Sure, but being open to their opinions doesn't mean endorsing them. So, if I'm the 'yay camp' let's say, I don't have to repeat something from the 'nay camp' just to appear like I'm in the middle. That'd actually be not being true to myself because I'd be saying something I don't believe - I can listen to them, analyse the point but still reject it. Sometimes there is no common ground to be found unfortunately if there's a fundamental conflict of ethics or worse, reality.

Many times yay or nay is reflective of a false dichotomy anyway?

Yes but in some situations I think society as a whole needs to adopt a hard Nay.
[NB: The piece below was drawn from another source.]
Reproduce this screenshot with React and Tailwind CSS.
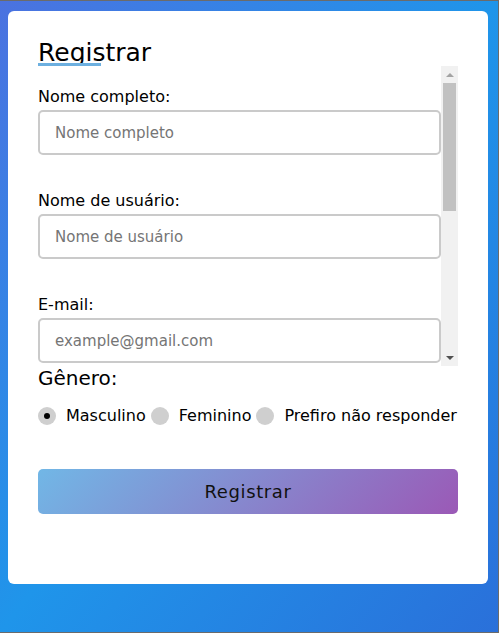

There is no acceptable argument for the sexual abuse of children or for those who cloak their racist hatred in perpetrating Holocaust denial. It is a sad fact that those who hold such views are very keen on the freedom to express them when they can cause great harm to others.

I think in general terms we are in agreement it is just that it is under certain circumstances our views are tested"

There's no singular principle that fits all, I agree. Tolerance can be repressive. Marcuse wrote quite extensively on that.

Also the majority can be tyrannical Rand was quite passionate on that subject.

Isiah Berlin I believe suggested that liberty is an optimal balance between the freedom to do as we wish and the freedom from harm. Freedom for the Pike is death to the minnows. May have been Erich Fromm my memory is a little muddled these days.